Let us say a Data Scientist needs to develop a new model version and send it to production. They would follow a pretty concise series of steps:

Develop the new model version in their notebook or python script, following whatever rules the Data Science team has created for their own governance
Once approved by pier review, serialize the model to a dill file
Upload the dill file to the Model Store
Edit pier-models-platform’s config file, adding the new model version and JSON Schema, if needed
Create tests for the model version using pytest
Then create a Pull Request with changes

And that’s it! Once the PR is approved by our MLOps team, our CI/CD pipeline kicks in and deploys the model to production.

Analyzing Results

So how do we know models are working as expected? There are two different kinds of monitoring:

IT Monitoring: in our back-end’s perspective, pier-models-platform is just another microservice.

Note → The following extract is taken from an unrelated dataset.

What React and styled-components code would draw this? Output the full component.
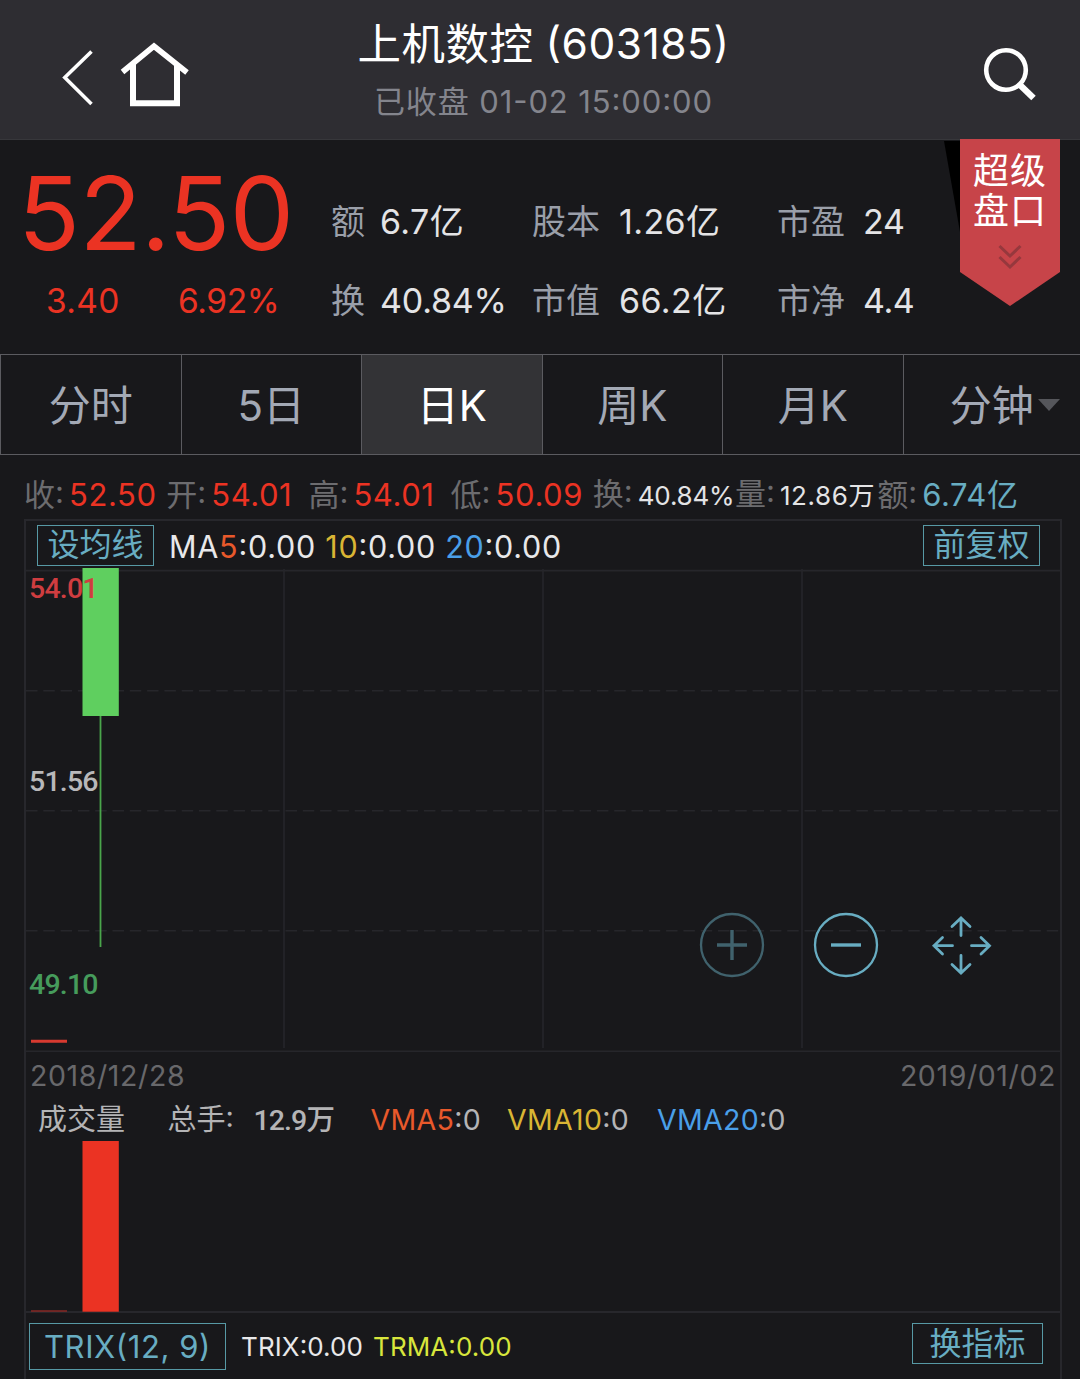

So it takes advantage of all our standard IT Monitoring tooling — Rollbar for errors, EFK for application logs, New Relic for response times, etc.
Model Performance: as every inference is saved to a relational database, it is fairly easy to send inference data to our DataLake, as we have sown here. Hence, Data Scientists can leverage all the analysis tooling we already have to measure model performance, such as accuracy or recall. This is also the way we analyze AB tests’ results.

To sum up

That infrastructure took a long time to be designed — but once decided, it was fairly easy to implement. A senior MLOps developer took around 3 weeks to build and stabilize pier-models-platform, and a Senior Data Scientist took around 2 weeks to build the first Pricing model release.
Being just a simple Flask application that routes model calls, pier-models-platform is super fast and lightweight. By the time of the first deployment, we just needed a simple Heroku dyno to host it, costing around $ 25 / month. Yup, you read that correctly :)

*The actual payload would be wrapped by a JSON:API serializer, as it is the standard communication format we use at Pier.